Investigators say Adam Lanza committed the shooting, killing his mother Nancy Lanza with her own Bushmaster XM15-E2S, then opening fire at Sandy Hook Elementary School on Dec. 14, 2012.
Can the plaintiffs prove that the defendants remain liable for Lanza’s actions? They’ve failed in court before. A state court dismissed their lawsuit in October 2016, saying that the Protection of Lawful Commerce in Arms Act shielded Remington from liability. The law gives protection to gun manufacturers and dealers whose products are used to commit crimes, unless the seller knows or reasonably should know that they buyer is going to do something “involving unreasonable risk of physical injury to the person or others.” Plaintiffs argued that the Bushmaster was designed for military purposes. Citizens should not have had their hands on that.
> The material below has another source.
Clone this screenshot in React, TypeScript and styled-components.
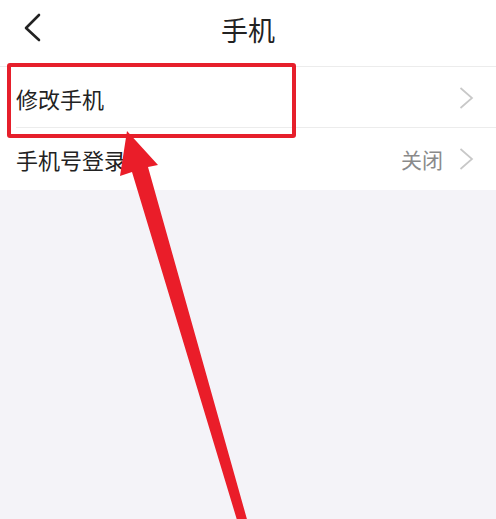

“And defendants know that the AR-15’s military firepower, unsuited to home defense or recreation, enables an individual in possession of the weapon to inflict unparalleled civilian carnage,” plaintiffs said in their original 2014 complaint.
Semiautomatic rifles were used in some of the most devastating mass shootings, such as in Las Vegas, Orlando, and just last week in Sutherland Springs, Texas.